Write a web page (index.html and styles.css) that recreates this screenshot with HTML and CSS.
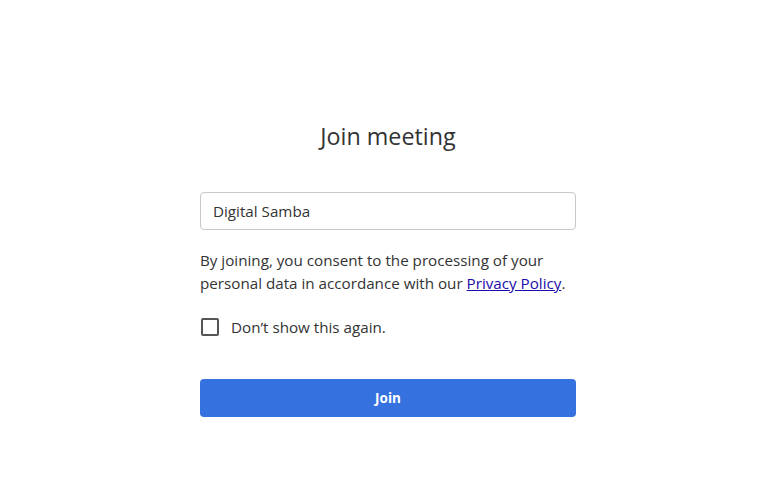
FILE: index.html
```html
<!DOCTYPE html>
<html lang="en">
<head>
	<meta charset="UTF-8">
	<title>Join meeting</title>
	<link rel="stylesheet" href="styles.css">
</head>
<body>
	<div class="page">
		<form class="join">
			<h1 class="join-title">Join meeting</h1>
			<input class="join-name" type="text" value="Digital Samba">
			<p class="join-consent">By joining, you consent to the processing of your personal data in accordance with our <a href="#">Privacy Policy</a>.</p>
			<label class="join-check">
				<span class="box"></span>
				<span>Don&#8217;t show this again.</span>
			</label>
			<button class="join-btn" type="button">Join</button>
		</form>
	</div>
</body>
</html>
```

FILE: styles.css
```css
*{
	margin: 0;
	padding: 0;
	box-sizing: border-box;
}
html,body{
	height: 100%;
}
body{
	background-color: #fff;
	font-family: "Open Sans", "Noto Sans", sans-serif;
	color: #333;
}
.page{
	display: flex;
	justify-content: center;
	padding-top: 118px;
	padding-right: 4px;
}
.join{
	width: 376px;
	display: flex;
	flex-direction: column;
}
.join-title{
	font-size: 23.3px;
	font-weight: 400;
	text-align: center;
	color: #333;
	line-height: 36px;
}
.join-name{
	margin-top: 38px;
	height: 38px;
	border: 1px solid #c8c8c8;
	border-radius: 4px;
	padding: 0 12px;
	font-family: inherit;
	font-size: 15.2px;
	color: #333;
	outline: none;
}
.join-consent{
	margin-top: 19px;
	font-size: 15.2px;
	line-height: 23px;
	color: #333;
}
.join-consent a{
	color: #1a0dab;
	text-decoration: underline;
}
.join-check{
	margin-top: 22px;
	display: flex;
	align-items: center;
	gap: 12px;
	font-size: 15.2px;
	line-height: 20px;
	color: #333;
}
.join-check .box{
	width: 18px;
	height: 18px;
	border: 2px solid #555;
	border-radius: 2px;
	margin-left: 1px;
}
.join-btn{
	margin-top: 42px;
	height: 38px;
	border: 0;
	border-radius: 4px;
	background-color: #3571df;
	color: #fff;
	font-family: inherit;
	font-size: 13.5px;
	font-weight: 700;
}
```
————
## Task
Find and copy each line above that includes the string "styles".

## Completed exercise
Write a web page (index.html and styles.css) that recreates this screenshot with HTML and CSS.
	<link rel="stylesheet" href="styles.css">
FILE: styles.css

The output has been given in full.